Ao longo dos anos, o envolvimento com o esporte só aumentou. Praticamente a família toda está envolvida com a marcha. Eles coordenam o Centro de Atletismo de Sobradinho (CASO), na cidade do Distrito Federal. O projeto social atende 200 crianças e jovens, mas também dá atenção ao alto rendimento. Entre os talentos revelados estão Gabriela Muniz e Max Batista, que competiu ao lado de Caio na marcha atlética na capital francesa – ficou em 39º.
MOTIVAÇÃO PARA IR ALÉM DOS RESULTADOS JÁ OBTIDOS
Mesmo depois de tantos anos competindo, Caio continua motivado. “Às vezes o atleta não quer mais, aí vai desanimando, vai fazendo outras coisas. A idade mudou, mas a vontade de querer treinar e trabalhar, essa paixão pelo processo, aumentou. Você mentalmente vai conseguindo manter uma rotina sólida e um trabalho consistente para continuar evoluindo”, disse em entrevista ao site oficial da Olimpíada.
Boa parte da motivação do atleta de 33 anos vem dos filhos Miguel, 5, e Théo, 2, e da mulher, Juliana Bonfim. “O Miguel fez eu me alimentar bem, porque ele tem alergia à proteína do leite, então precisa comer certinho”, explicou. “O Théo me ensinou a dormir melhor, porque ele dorme muito cedo. E, se eu não dormisse junto, perigava não dormir. O atleta é fogo, relaciona tudo à performance. Meus filhos me ajudaram e minha esposa, Juliana, que me dá todo apoio”, completou.
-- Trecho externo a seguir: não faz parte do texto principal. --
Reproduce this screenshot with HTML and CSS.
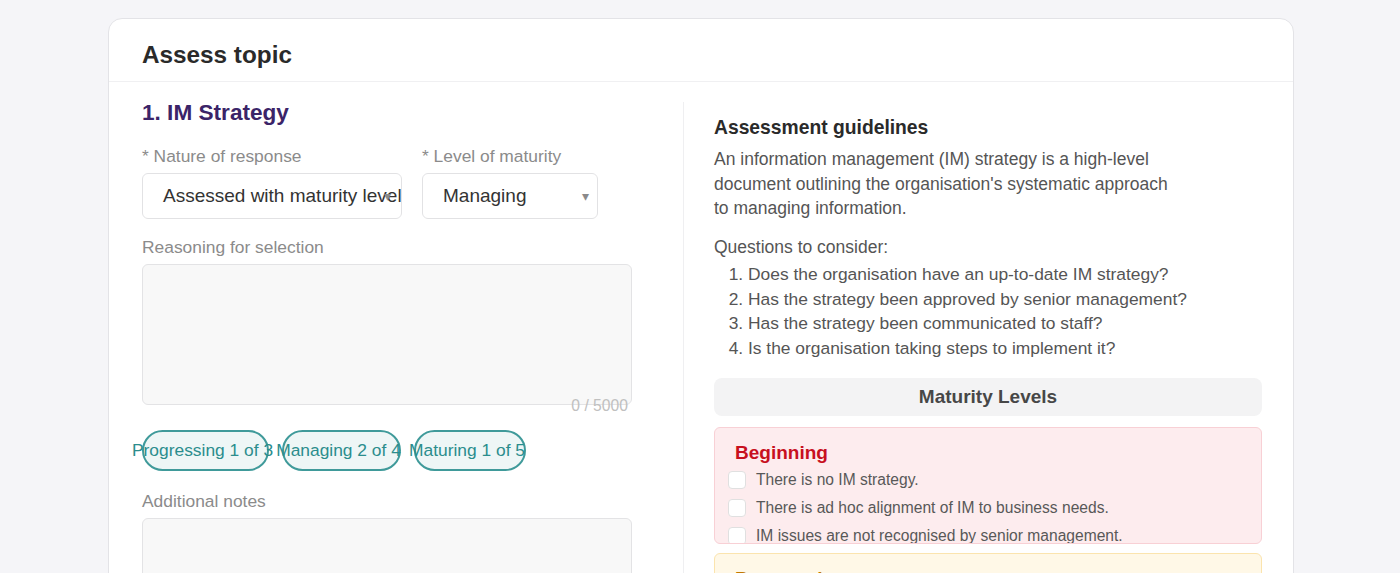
FILE: index.html
```html
<!DOCTYPE html>
<html lang="en">
<head>
    <meta charset="UTF-8">
    <meta name="viewport" content="width=device-width, initial-scale=1.0">
    <title>Assess topic</title>
    <link rel="stylesheet" href="styles.css">
</head>
<body>
    <div class="page">
        <div class="card">
            <header class="card-header">
                <h1>Assess topic</h1>
            </header>

            <div class="card-body">
                <section class="form-col">
                    <h2 class="topic-title">1. IM Strategy</h2>

                    <div class="field-row">
                        <div class="field">
                            <label class="field-label">* Nature of response</label>
                            <div class="select select-wide">
                                <span class="select-value">Assessed with maturity level</span>
                                <span class="select-arrow">&#9662;</span>
                            </div>
                        </div>
                        <div class="field">
                            <label class="field-label">* Level of maturity</label>
                            <div class="select select-narrow">
                                <span class="select-value">Managing</span>
                                <span class="select-arrow">&#9662;</span>
                            </div>
                        </div>
                    </div>

                    <div class="field">
                        <label class="field-label">Reasoning for selection</label>
                        <div class="textarea-wrap">
                            <div class="textarea"></div>
                            <span class="counter">0 / 5000</span>
                        </div>
                    </div>

                    <div class="pills">
                        <span class="pill pill-1"><span>Progressing 1 of 3</span></span>
                        <span class="pill pill-2"><span>Managing 2 of 4</span></span>
                        <span class="pill pill-3"><span>Maturing 1 of 5</span></span>
                    </div>

                    <div class="field">
                        <label class="field-label">Additional notes</label>
                        <div class="textarea"></div>
                    </div>
                </section>

                <section class="guide-col">
                    <h3 class="guide-title">Assessment guidelines</h3>
                    <p class="guide-text">An information management (IM) strategy is a high-level document outlining the organisation's systematic approach to managing information.</p>
                    <p class="guide-text guide-questions">Questions to consider:</p>
                    <ol class="question-list">
                        <li>Does the organisation have an up-to-date IM strategy?</li>
                        <li>Has the strategy been approved by senior management?</li>
                        <li>Has the strategy been communicated to staff?</li>
                        <li>Is the organisation taking steps to implement it?</li>
                    </ol>

                    <div class="levels-heading">Maturity Levels</div>

                    <div class="level level-beginning">
                        <h4 class="level-title">Beginning</h4>
                        <label class="level-item"><span class="checkbox"></span>There is no IM strategy.</label>
                        <label class="level-item"><span class="checkbox"></span>There is ad hoc alignment of IM to business needs.</label>
                        <label class="level-item"><span class="checkbox"></span>IM issues are not recognised by senior management.</label>
                    </div>

                    <div class="level level-progressing">
                        <h4 class="level-title">Progressing</h4>
                        <label class="level-item"><span class="checkbox"></span>An IM strategy is being developed.</label>
                    </div>
                </section>
            </div>
        </div>
    </div>
</body>
</html>
```

FILE: styles.css
```css
body {
    font-family: "Liberation Sans", Arial, sans-serif;
    margin: 0;
    padding: 0;
    background-color: #f5f5f8;
    height: 573px;
    overflow: hidden;
}
.page {
    padding: 18px 106px 0 108px;
}
.card {
    background-color: #fff;
    border: 1.5px solid #e3e3e7;
    border-radius: 14px;
    height: 600px;
    overflow: hidden;
}
.card-header {
    padding: 22px 33px 0;
    height: 40px;
    border-bottom: 1.5px solid #f0f0f2;
}
.card-header h1 {
    margin: 0;
    font-size: 24.3px;
    font-weight: bold;
    color: #2a2a2a;
}
.card-body {
    display: flex;
    padding: 20px 31px 0 33px;
}
.form-col {
    width: 490px;
    padding-right: 51px;
    border-right: 1.5px solid #efeff1;
}
.topic-title {
    margin: -2px 0 20px;
    font-size: 22.6px;
    font-weight: bold;
    color: #3b2468;
}
.field-row {
    display: flex;
    gap: 20px;
}
.field {
    margin-bottom: 18px;
}
.field-label {
    display: block;
    font-size: 17.4px;
    color: #8b8b8b;
    margin-bottom: 6px;
}
.select {
    position: relative;
    box-sizing: border-box;
    height: 46px;
    border: 1.5px solid #e2e2e4;
    border-radius: 6px;
    display: flex;
    align-items: center;
    padding-left: 20px;
    font-size: 19px;
    color: #333;
    overflow: hidden;
    white-space: nowrap;
}
.select-wide {
    width: 260px;
}
.select-wide .select-arrow {
    position: absolute;
    right: 10px;
    top: 14px;
}
.select-narrow {
    width: 176px;
    justify-content: space-between;
    padding-right: 8px;
}
.select-arrow {
    font-size: 14px;
    color: #8a8a8a;
}
.textarea-wrap {
    position: relative;
}
.textarea {
    box-sizing: border-box;
    height: 141px;
    background-color: #f8f8f8;
    border: 1.5px solid #e3e3e5;
    border-radius: 6px;
}
.counter {
    position: absolute;
    right: 4px;
    bottom: -10px;
    font-size: 15.7px;
    color: #c0c0c0;
}
.pills {
    display: flex;
    gap: 13px;
    margin: 25px 0 20px;
}
.pill {
    box-sizing: border-box;
    height: 41px;
    padding-right: 6px;
    border: 2px solid #3f9a9a;
    border-radius: 21px;
    background-color: #eef6f6;
    color: #2b8d8d;
    font-size: 17.4px;
    display: flex;
    align-items: center;
    justify-content: center;
    white-space: nowrap;
}
.pill-1 {
    width: 127px;
}
.pill-2 {
    width: 119px;
}
.pill-3 {
    width: 112px;
}
.guide-col {
    flex: 1;
    padding: 15px 0 0 30px;
}
.guide-title {
    margin: 0 0 8px;
    font-size: 19.3px;
    font-weight: bold;
    color: #2a2a2a;
}
.guide-text {
    margin: 0 0 14px;
    max-width: 470px;
    font-size: 17.5px;
    line-height: 24.5px;
    color: #555;
}
.guide-questions {
    margin-bottom: 3px;
}
.question-list {
    margin: 0 0 18px;
    padding-left: 34px;
    font-size: 17.4px;
    line-height: 24.5px;
    color: #555;
}
.levels-heading {
    background-color: #f3f3f4;
    border-radius: 8px;
    height: 38px;
    line-height: 38px;
    text-align: center;
    font-size: 19px;
    font-weight: bold;
    color: #474747;
    margin-bottom: 11px;
}
.level {
    box-sizing: border-box;
    height: 117px;
    overflow: hidden;
    border-radius: 6px;
    padding: 14px 13px 0;
    margin-bottom: 9px;
}
.level-beginning {
    background-color: #fdecee;
    border: 1.5px solid #f8d0d5;
}
.level-progressing {
    background-color: #fff8e7;
    border: 1.5px solid #fbe4ae;
}
.level-title {
    margin: 0 0 2px 7px;
    font-size: 19px;
    font-weight: bold;
}
.level-beginning .level-title {
    color: #c8101e;
}
.level-progressing .level-title {
    color: #c27800;
}
.level-item {
    display: flex;
    align-items: center;
    gap: 10px;
    height: 28px;
    font-size: 15.6px;
    color: #585858;
}
.checkbox {
    box-sizing: border-box;
    width: 18px;
    height: 18px;
    background-color: #fff;
    border: 1.5px solid #e0e0e0;
    border-radius: 4px;
}
```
O que faltava para Caio Bonfim era justamente uma medalha olímpica. Bronze nos Mundiais de 2017 e 2023, também é dono de duas pratas e dois bronzes em Jogos Pan-Americanos. Chegou aos Jogos Olímpicos de Paris como detentor do recorde sul-americano (1h19min52s) e ocupando a terceira colocação do ranking mundial.
Nos Jogos Olímpicos, estreou com o 39º lugar em Londres-2012, antes de fazer história ao ser quarto colocado no Rio-2016, até então, a melhor posição do País na história da marcha atlética, a cinco segundos do medalhista de bronze Dane Bird-Smith, da Austrália. Nos Jogos de Tóquio, ficou em 13º.